=== Provided material ===
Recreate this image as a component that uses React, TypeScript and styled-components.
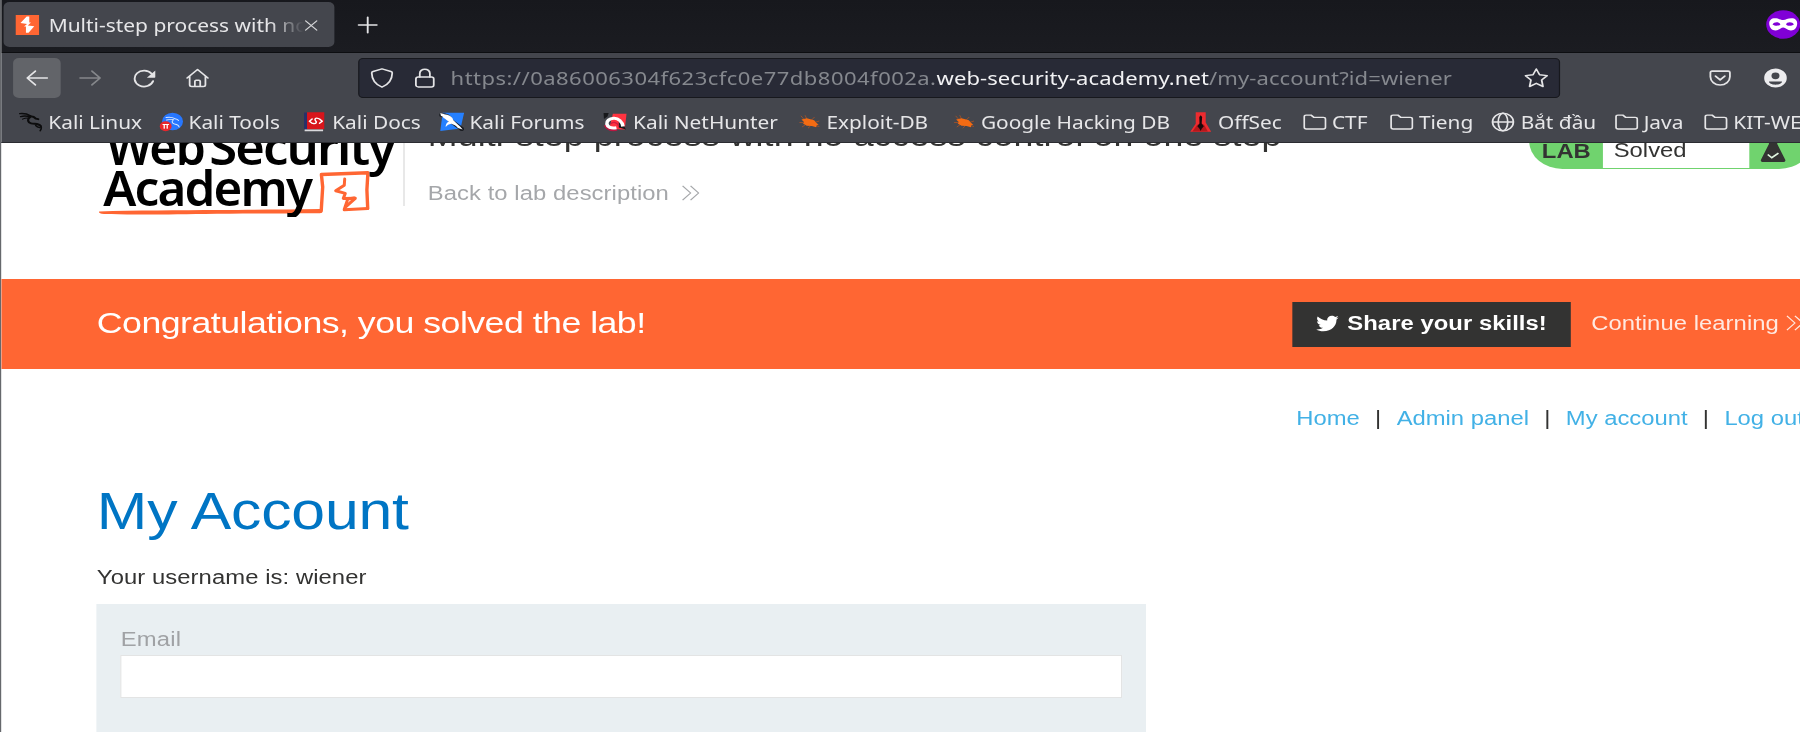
import React from 'react';
import styled, { createGlobalStyle } from 'styled-components';
import { FaTwitter } from 'react-icons/fa';

const UI = '"Noto Sans", "Open Sans", sans-serif';
const WEB = '"Liberation Sans", Arial, sans-serif';
const STRETCH = 1.19;

const GlobalStyle = createGlobalStyle`
  body { margin: 0; background: #fff; overflow: hidden; }
  * { box-sizing: border-box; }
`;

const Window = styled.div`
  width: ${1800 / STRETCH}px;
  height: 732px;
  overflow: hidden;
  transform: scaleX(${STRETCH});
  transform-origin: 0 0;
  display: flex;
  flex-direction: column;
  background: #fff;
  border-left: 1px solid #66686c;
  white-space: nowrap;
`;

const TabStrip = styled.div`
  height: 53px;
  flex: none;
  display: flex;
  align-items: center;
  padding: 0 0 3px 2.4px;
  background: linear-gradient(#17181d, #1b1c21);
  border-bottom: 1px solid #0d0e11;
`;

const Tab = styled.div`
  width: 278px;
  height: 45px;
  border-radius: 5px;
  background: #44464d;
  display: flex;
  align-items: center;
  padding: 1px 0 0 10px;
  color: #d4d5d7;
`;

const TabTitle = styled.span`
  width: 214px;
  margin: 0 -1px 0 7.5px;
  overflow: hidden;
  font: 17.6px/28px ${UI};
  color: #e6e6e8;
  mask-image: linear-gradient(to right, #000 186px, transparent 214px);
`;

const Spacer = styled.div`
  flex: 1;
`;

const Slot = styled.div<{ $w: number; $x?: number }>`
  width: ${p => p.$w}px;
  margin-left: ${p => p.$x ?? 0}px;
  flex: none;
  display: flex;
  align-items: center;
  justify-content: center;
  color: #e4e4e6;
`;

const NavBar = styled.div`
  height: 51px;
  flex: none;
  display: flex;
  align-items: center;
  padding: 0 0 1px 10px;
  background: #44464d;
  color: #e4e4e6;
`;

const NavButton = styled.div<{ $active?: boolean; $dim?: boolean }>`
  width: 40.3px;
  height: 40px;
  margin-right: 4.8px;
  border-radius: 5px;
  display: flex;
  align-items: center;
  justify-content: center;
  background: ${p => (p.$active ? '#626469' : 'transparent')};
  color: ${p => (p.$dim ? '#85878b' : '#e4e4e6')};
`;

const AddressBar = styled.div`
  width: 1010.3px;
  height: 40px;
  margin-left: 109.8px;
  border: 1px solid #17181d;
  border-radius: 4px;
  background: #282a36;
  display: flex;
  align-items: center;
  padding: 0 9.3px 0 9.3px;
`;

const Url = styled.div`
  flex: 1;
  margin-left: 11.7px;
  font: 18.5px/28px ${UI};
  color: #85888e;
`;

const UrlPrefix = styled.span`
  letter-spacing: 0.39px;
`;

const UrlHost = styled.span`
  color: #f2f2f4;
  letter-spacing: 0.07px;
`;

const UrlPath = styled.span`
  letter-spacing: 0.08px;
`;

const BookmarkBar = styled.div`
  height: 39px;
  flex: none;
  display: flex;
  align-items: center;
  padding: 0 0 3px 15px;
  background: #44464d;
  border-bottom: 1.5px solid #2b2c31;
`;

const Bookmark = styled.div<{ $w: number }>`
  width: ${p => p.$w}px;
  flex: none;
  display: flex;
  align-items: center;
  gap: 4.6px;
  font: 17.5px/26px ${UI};
  color: #e6e6e8;
`;

const Page = styled.main`
  flex: 1;
  min-height: 0;
  overflow: hidden;
  font: 20px/24px ${WEB};
  color: #333332;
`;

const LabHeader = styled.header`
  height: 166px;
  margin-top: -30px;
  display: flex;
  align-items: flex-start;
  padding-left: 79px;
`;

const LogoLink = styled.div`
  width: 259.5px;
  flex: none;
  height: 93px;
  border-right: 1px solid #d9d9d9;
`;

const LabTitle = styled.div`
  padding: 3px 0 0 20px;
  width: 850px;
  flex: none;
`;

const LabName = styled.h2`
  margin: 0 0 25px;
  font: 400 30px/40px ${WEB};
  letter-spacing: 0.1px;
`;

const BackLink = styled.div`
  display: flex;
  align-items: center;
  gap: 10.6px;
  letter-spacing: 0.06px;
  color: #a5a7aa;
`;

const StatusPill = styled.div`
  width: 238px;
  flex: none;
  height: 56px;
  margin-left: 95.2px;
  border-radius: 28px;
  background: #70d36e;
  display: flex;
  padding-bottom: 1.5px;
`;

const StatusTag = styled.strong`
  width: 62px;
  padding: 25.6px 0 0 11px;
`;

const StatusText = styled.span`
  width: 123.6px;
  padding: 24.6px 0 0 9.4px;
  background: #fff;
`;

const StatusIcon = styled.span`
  padding: 27px 0 0 8.6px;
  line-height: 0;
`;

const Banner = styled.section`
  height: 90px;
  background: #ff6633;
  color: #fff;
  display: flex;
  align-items: center;
  padding-left: 80.4px;
`;

const BannerText = styled.div`
  width: 1004.5px;
  flex: none;
  padding-bottom: 2px;
  font: 30px/36px ${WEB};
  letter-spacing: -0.44px;
`;

const ShareButton = styled.div`
  width: 234px;
  flex: none;
  height: 45px;
  background: #333332;
  display: flex;
  align-items: center;
  padding: 0 0 2px 20.3px;
  gap: 7px;
  font-weight: 700;
  letter-spacing: 0.05px;
`;

const ContinueLink = styled.div`
  margin-left: 17.3px;
  padding-bottom: 2px;
  flex: none;
  display: flex;
  align-items: center;
  gap: 6.6px;
  letter-spacing: 0.05px;
  color: #ffe9e1;
`;

const AccountNav = styled.nav`
  margin: 37px 0 0 1088.3px;
  display: flex;
  gap: 12.9px;
`;

const NavLink = styled.a`
  color: #42b1e6;
`;

const Account = styled.section`
  padding-left: 80.4px;
`;

const Heading = styled.h1`
  margin: 51.5px 0 23px;
  font: 400 51px/60px ${WEB};
  letter-spacing: -0.15px;
  color: #0075c4;
`;

const Paragraph = styled.p`
  margin: 0 0 15px;
  letter-spacing: 0.07px;
`;

const Form = styled.form`
  width: 882px;
  height: 200px;
  padding: 23px 20px;
  background: #e9eff2;
`;

const FieldLabel = styled.label`
  display: block;
  height: 28px;
  letter-spacing: 0.2px;
  color: #a0a2a5;
`;

const Field = styled.input`
  display: block;
  width: 100%;
  height: 43px;
  padding: 0 8px;
  border: 1px solid #e3e4e4;
  border-radius: 0;
  background: #fff;
  outline: none;
`;

type IconProps = { size?: number; children: React.ReactNode; sw?: number };
const Icon = ({ size = 20, children, sw = 1.15 }: IconProps) => (
  <svg width={size} height={size} viewBox="0 0 16 16" fill="none" stroke="currentColor"
    strokeWidth={sw} strokeLinecap="round" strokeLinejoin="round">{children}</svg>
);

const Burp = () => (
  <svg width="20" height="20" viewBox="0 0 20 20">
    <path fill="#ff6633" d="M0 0h20v20H0z" />
    <path fill="#fff" d="M9.400 1.500h2.200v6.100h1.400l-2.600 3 5.400.6-4.800 6.600H8.800v-6.200H7.200L9.700 9 4.200 8z" />
  </svg>
);

const Folder = () => (
  <Icon><path d="M.8 12.200V3.800c0-.8.5-1.300 1.300-1.300h3.300l1.900 1.800h6.300c.9 0 1.500.6 1.500 1.400v6.500c0 .8-.6 1.400-1.500 1.400H2.200c-.9 0-1.400-.6-1.400-1.400z" /></Icon>
);

const Globe = () => (
  <Icon><circle cx="8" cy="8" r="7" /><ellipse cx="8" cy="8" rx="3.200" ry="7" /><path d="M1 8h14" /></Icon>
);

const KaliDragon = () => (
  <svg width="20" height="20" viewBox="0 0 20 20" fill="none" stroke="#0c0c0d" strokeLinecap="round" strokeLinejoin="round">
    <path strokeWidth="1.400" d="M.6 1.600c3.400-.4 6.600.4 9 2.200M1.400 4.600c3-.9 5.600-.6 8 .4" />
    <path strokeWidth="1" d="M3 7.200c1.600-1 3.400-1.400 5.200-1.200" />
    <path strokeWidth="1.900" d="M9.500 4.200c2.200.2 3.700 1.100 4.600 2.400l2 .6M9 5.500c-2.300 1.700-1.700 5 1.100 5.800 3.200.9 6.800-.1 8.100 2.900" />
    <path strokeWidth="1.300" d="M18.300 14c.9 1.700.3 3.400-.6 4.800M14 13.500c1 1.200 2.200 1.800 3.400 2.200" />
  </svg>
);

const KaliTools = () => (
  <svg width="20" height="20" viewBox="0 0 20 20" fill="none" strokeLinecap="round">
    <circle cx="11" cy="9.500" r="8.800" fill="#2777ff" />
    <path stroke="#d6e6ff" strokeWidth=".9" d="M5.500 5.500c3-.6 5.500-.3 7.500 1.200M6 8c2.500-.8 4.500-.8 6-.3M13 6.700c1.500.3 2.500.9 3 1.800M11.500 8c-1.500 1.500-.8 3.500 1.200 4 2 .4 3.500.8 3.800 3" />
    <circle cx="5.200" cy="14.200" r="5" fill="#e8262c" />
    <path stroke="#fff" strokeWidth="1.100" d="M3 12.500h4.600M4 12.500v3.800M6.500 12.500v3.800" />
  </svg>
);

const KaliDocs = () => (
  <svg width="20" height="20" viewBox="0 0 20 20" fill="none">
    <path fill="#28306a" d="M.5.500h4v17h-4z" />
    <path fill="#d8151b" d="M3 .3h14.500v17H3z" />
    <path fill="#d9d9dc" d="M1 17.500h15.500v1.800H1z" />
    <path stroke="#fff" strokeWidth="1.300" strokeLinecap="round" strokeLinejoin="round" d="M7.300 7L5 9.200l2.300 2M13.500 7l2.300 2.200-2.300 2M12.500 6.500c-2.500-1.200-3.500 1-2.200 2.500 1.200 1.200.3 3-2 2.500" />
  </svg>
);

const KaliForums = () => (
  <svg width="21" height="20" viewBox="0 0 21 20" fill="none">
    <path fill="#2580ff" d="M3 .8h18l-3 15.700L1 19z" />
    <path stroke="#1b1d22" strokeWidth="4" strokeLinecap="round" d="M2 3c4 0 7 2 7.500 5.500 3 3 6.500 5.500 9.500 8.500" />
    <path fill="#fff" d="M1 1c2 .5 3 1.200 4.500 1.400C9 3 11.500 5 11.800 8c2 3 5.200 5 8 9.600l-4-1.600c-1.300-2-3.500-3.500-5.600-4.200C8 12 7 13.500 5.500 15c0-2.500.8-4.300 2.600-5.500C6 8.500 5.500 6.500 3.500 6 4 5 2.500 4.500 1.500 3.800z" />
  </svg>
);

const NetHunter = () => (
  <svg width="20" height="20" viewBox="0 0 20 20" fill="none">
    <path fill="#ff3340" d="M8 1.800h11.500L18 17.500 5 17z" />
    <path fill="#17181b" d="M0 1h4.500l-1 3.500L.5 7zM13 6.500c4 2.500 4.500 8 6 11l-6-2z" />
    <path stroke="#b91640" strokeWidth="2.500" d="M1.500 13c2 4.500 6 5.600 10 4.600" />
    <path stroke="#fff" strokeWidth="3" d="M16.500 14.500C16 9.500 12.600 6 8.700 6.300 4.900 6.600 2.600 9 3 12c.4 3 3.400 4.700 8 3.700" />
    <path stroke="#d01c40" strokeWidth="1.300" d="M6.500 12c1-2.500 4.500-2.500 6.500 2" />
  </svg>
);

const Spider = () => (
  <svg width="20" height="20" viewBox="0 0 20 20">
    <path stroke="#c4551b" strokeWidth=".6" fill="none" d="M6.500 8.500L3 3.800M8 7L6.500 3.200M12 8l2.500-3M14.500 10.500l4-1.500M5 10.500H1.800M7 12.500L4 15M11 14l-2 2.200M15.500 13.500l3 1" />
    <path fill="#f36b13" d="M3.500 7.500l4.500-1.200 3 1 3.200 1 1.500 2.100 2.200 2.300-1.600.3-.4 2.300-3.700-1.200-4.200-.3L4.800 11.500l.8-1.600z" />
  </svg>
);

const OffSec = () => (
  <svg width="20" height="20" viewBox="0 0 20 20">
    <path fill="#ed2b2f" d="M5.800.2h8.400v10.300l4.600 9.300H1.200l4.600-8z" />
    <path fill="#b6171b" d="M7 13l3-2 3 2 3 6.500H3z" />
    <path fill="#19090a" d="M10 3.200l1.200 1.800-.4 6.500 1.800 2.800-1.800 2.500-.8 2.200-1-2.200-1.800-2.500L9 11.500 8.800 5z" />
  </svg>
);

const PrivateMask = () => (
  <svg width="29" height="29" viewBox="0 0 29 29">
    <circle cx="14.500" cy="14.500" r="14.300" fill="#8000d7" />
    <path fill="#fff" fillRule="evenodd" d="M7.500 8.300c3.200 0 4.800 1.700 7 1.700s3.800-1.700 7-1.700c3.300 0 5 2.400 4.700 6-.3 3.700-2.200 6.200-5.200 6.200-3 0-4.300-3-6.500-3s-3.500 3-6.500 3-4.900-2.500-5.200-6.200c-.3-3.600 1.400-6 4.700-6zM9 12.300c-1.600 0-2.800.7-3.500 2.100 1 .9 2.300 1.300 3.600 1.300 1.500 0 2.600-.5 3-1.300-.3-1.200-1.500-2.100-3.100-2.100zm11 0c-1.600 0-2.800.9-3.100 2.100.4.8 1.500 1.300 3 1.300 1.300 0 2.600-.4 3.600-1.300-.7-1.400-1.900-2.100-3.500-2.100z" />
  </svg>
);

const Chevrons = () => (
  <svg width="15" height="16" viewBox="0 0 15 16" fill="none" stroke="currentColor" strokeWidth="1.100">
    <path d="M.6.800L7.300 8 .6 15.200M7.300.800L14 8l-6.700 7.200" />
  </svg>
);

const Flask = () => (
  <svg width="22" height="24" viewBox="0 0 22 24">
    <path fill="#333332" d="M7.500 0h7v4l6.700 15.700c.5 1.300-.2 2.300-1.600 2.300H2.400C1 22 .3 21 .8 19.700L7.500 4z" />
    <path fill="none" stroke="#dff5df" strokeWidth="1.500" d="M6.500 14.500l3.400 3.200 5.600-4.500" />
  </svg>
);

const AcademyLogo = () => (
  <svg width="256.300" height="104" viewBox="95 113 305 104" preserveAspectRatio="none">
    <path fill="#ff6633" d="M99 211.400c35-.9 80-1.300 120-1.400 35-.1 65-.5 101-.9l2 2.500c0 1.200-.8 1.700-2.200 1.700-35 .2-80 .2-115 .6-40 .5-78 1-101 .2-4.500-.3-5.500-1.800-4.800-2.700z" />
    <g fill="none" stroke="#ff6633" strokeLinecap="round" strokeLinejoin="round">
      <path strokeWidth="3.400" d="M321 211l1.500-24-1.300-12.500 46.500-1.700-1 17 .8 18.500" />
      <path strokeWidth="3" d="M367.500 208.500l-23.500 1.300M344 209.500l3.600-10.500 6.400-1" />
      <path strokeWidth="3" d="M344.500 179l-.4 6.200-8.600 5.600 9.600 2.600-2 5 12-.1-9.300 8.200" />
    </g>
    <g fontFamily='"Noto Sans", sans-serif' fontWeight="600" fontSize="48.500" letterSpacing="-1.800" fill="#000">
      <text x="106" y="164.800" textLength="98" lengthAdjust="spacingAndGlyphs">Web</text>
      <text x="209" y="164.800" textLength="185" lengthAdjust="spacingAndGlyphs">Security</text>
      <text x="103" y="206" textLength="208" lengthAdjust="spacingAndGlyphs">Academy</text>
    </g>
  </svg>
);

const bookmarks: { label: string; w: number; icon: React.ReactNode }[] = [
  { label: 'Kali Linux', w: 117.8, icon: <KaliDragon /> },
  { label: 'Kali Tools', w: 120.8, icon: <KaliTools /> },
  { label: 'Kali Docs', w: 114.3, icon: <KaliDocs /> },
  { label: 'Kali Forums', w: 138.5, icon: <KaliForums /> },
  { label: 'Kali NetHunter', w: 162.5, icon: <NetHunter /> },
  { label: 'Exploit-DB', w: 129.8, icon: <Spider /> },
  { label: 'Google Hacking DB', w: 199.2, icon: <Spider /> },
  { label: 'OffSec', w: 95.8, icon: <OffSec /> },
  { label: 'CTF', w: 73.1, icon: <Folder /> },
  { label: 'Tieng', w: 85.5, icon: <Folder /> },
  { label: 'Bắt đầu', w: 103.4, icon: <Globe /> },
  { label: 'Java', w: 75.3, icon: <Folder /> },
  { label: 'KIT-WEB', w: 110, icon: <Folder /> },
];

export default function App() {
  return (
    <>
      <GlobalStyle />
      <Window>
        <TabStrip>
          <Tab>
            <Burp />
            <TabTitle>Multi-step process with no</TabTitle>
            <Icon size={15}><path d="M3 3l10 10M13 3L3 13" /></Icon>
          </Tab>
          <Slot $w={20} $x={18}><Icon size={18} sw={1.400}><path d="M8 1.200v13.600M1.200 8h13.600" /></Icon></Slot>
          <Spacer />
          <Slot $w={29}><PrivateMask /></Slot>
        </TabStrip>
        <NavBar>
          <NavButton $active><Icon><path d="M15 8H1.500M7 2.500L1.500 8 7 13.500" /></Icon></NavButton>
          <NavButton $dim><Icon><path d="M1 8h13.500M9 2.500L14.500 8 9 13.500" /></Icon></NavButton>
          <NavButton>
            <Icon size={19} sw={1.400}>
              <path d="M14 10.200A6.700 6.700 0 1 1 13 4" />
              <path fill="currentColor" stroke="none" d="M15.600 1.200v5.600c0 .3-.2.5-.5.5H9.600z" />
            </Icon>
          </NavButton>
          <NavButton>
            <Icon sw={1.200}>
              <path d="M1 8l7-6.800L15 8M2.700 6.600v6.700c0 .9.500 1.400 1.400 1.400h7.800c.9 0 1.400-.5 1.400-1.400V6.600" />
              <path d="M6.200 14.500v-3.800c0-.6.300-.9.900-.9h1.800c.6 0 .9.300.9.900v3.800" />
            </Icon>
          </NavButton>
          <AddressBar>
            <Icon sw={1.200}><path d="M8 .7l6 2.100c.6.200.9.600.9 1.200-.1 5.200-2 9-6.900 11.300C3.100 13 1.200 9.200 1.100 4c0-.6.3-1 .9-1.200z" /></Icon>
            <Slot $w={20} $x={15.500}>
              <Icon sw={1.200}><rect x="2" y="7.200" width="12" height="7.900" rx="1.600" /><path d="M4.600 7.200V4.300a3.400 3.400 0 0 1 6.800 0v2.900" /></Icon>
            </Slot>
            <Url>
              <UrlPrefix>https://0a86006304f623cfc0e77db8004f002a.</UrlPrefix>
              <UrlHost>web-security-academy.net</UrlHost>
              <UrlPath>/my-account?id=wiener</UrlPath>
            </Url>
            <Icon sw={1.200}><path d="M8 .8l2.200 4.600 5.100.7-3.700 3.500.9 5.200L8 12.300l-4.500 2.500.9-5.200L.7 6.100l5.100-.7z" /></Icon>
          </AddressBar>
          <Slot $w={20} $x={124.500}>
            <Icon size={19} sw={1.300}><path d="M2.300 1.800h11.400c.8 0 1.200.4 1.200 1.200v3.600a6.900 6.900 0 0 1-13.800 0V3c0-.8.400-1.200 1.200-1.200zM4.700 6L8 9.200 11.300 6" /></Icon>
          </Slot>
          <Slot $w={20} $x={26}>
            <svg width="20" height="20" viewBox="0 0 16 16">
              <path fill="#ececee" fillRule="evenodd" d="M8 .4a7.600 7.600 0 1 0 0 15.200A7.600 7.600 0 0 0 8 .4zm0 3.100a2.700 2.700 0 1 1 0 5.400 2.700 2.700 0 0 1 0-5.400zM3.600 10.700h8.800c.2 1.300-1.800 2.700-4.400 2.700s-4.600-1.400-4.400-2.700z" />
            </svg>
          </Slot>
        </NavBar>
        <BookmarkBar>
          {bookmarks.map(b => <Bookmark key={b.label} $w={b.w}>{b.icon}{b.label}</Bookmark>)}
        </BookmarkBar>
        <Page>
          <LabHeader>
            <LogoLink><AcademyLogo /></LogoLink>
            <LabTitle>
              <LabName>Multi-step process with no access control on one step</LabName>
              <BackLink>Back to lab description <Chevrons /></BackLink>
            </LabTitle>
            <StatusPill>
              <StatusTag>LAB</StatusTag>
              <StatusText>Solved</StatusText>
              <StatusIcon><Flask /></StatusIcon>
            </StatusPill>
          </LabHeader>
          <Banner>
            <BannerText>Congratulations, you solved the lab!</BannerText>
            <ShareButton><FaTwitter size={19} />Share your skills!</ShareButton>
            <ContinueLink>Continue learning <Chevrons /></ContinueLink>
          </Banner>
          <AccountNav>
            <NavLink>Home</NavLink><span>|</span>
            <NavLink>Admin panel</NavLink><span>|</span>
            <NavLink>My account</NavLink><span>|</span>
            <NavLink>Log out</NavLink>
          </AccountNav>
          <Account>
            <Heading>My Account</Heading>
            <Paragraph>Your username is: wiener</Paragraph>
            <Form>
              <FieldLabel>Email</FieldLabel>
              <Field />
            </Form>
          </Account>
        </Page>
      </Window>
    </>
  );
}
===
### What you should do
Repeat, with no pictures, each line from the beginning of the data through the line containing "const STRETCH = 1.19;", inclusive.

### Reply to the exercise
Recreate this image as a component that uses React, TypeScript and styled-components.
import React from 'react';
import styled, { createGlobalStyle } from 'styled-components';
import { FaTwitter } from 'react-icons/fa';

const UI = '"Noto Sans", "Open Sans", sans-serif';
const WEB = '"Liberation Sans", Arial, sans-serif';
const STRETCH = 1.19;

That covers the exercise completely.